Thursday, July 29, 2010

Cursives! Foiled again

On first note, Snidely Whiplash, the Dudley Do-Right villain who made sport of tying damsels to train tracks, has nothing to offer the writer. But look again. Have you a sentence handcuffed and chained to a metaphorical train track, not able to break out of a stranglehold to show an emotion? Or inform? Or entertain? Do you get whiplash from the ebbs and flows of pace and dialogue? One minute it’s speeding along – the next it’s stopped dead?

I think Snidely is both a wonderful and sinister character. He’s the villain that makes us try harder to do good work. And yet, he’s the pain in our side, the weed that keeps growing and no matter how many times we try to succeed, he keeps giving us what my husband describes as the oonyas. Or is it unyas? Onyas? Translated: That little jab to the gut.

When I began writing at age 10 or 11 I didn’t use a typewriter (I’m not going to make the typical joke made against people of a certain age who didn’t have the option of a computer mouse and who would – GASP – actually write longhand). I sat at the kitchen table and wrote in cursive on a white sheet of notebook paper and every time I made a mistake – a typo in longhand – I ripped up the paper, threw it in the garbage and started the whole thing over again. Cursives.

Snidley would say, “Curses! Foiled again.”

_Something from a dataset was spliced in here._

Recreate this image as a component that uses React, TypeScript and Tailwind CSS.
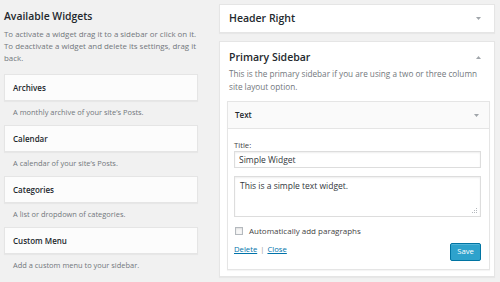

Nonetheless, it’s how I began to write and process information from brain to paper. Later on when my newspaper editor wouldn’t let me write in longhand first – meaning I had to type and compose the story directly via keyboard onto a computer – I became my own worst Snidely, unable to loosen up to write directly onto a computer. It was a very painful process for me, to write well while also learning to become a good reporter.

Snidely still gives me a jab in the gut, but he does it differently than he used to. But whether he’s foiling me or I’m foiling him – whether he’s tying up your unconscious and preventing you from breaking through to the next level or it’s you telling Snidely to take a hike – I think the trick is to recognize that there can be a give and take relationship . You lean from Snidely as he takes you from one disaster to the other, remembering that there’s always a way to untie yourself from the train tracks.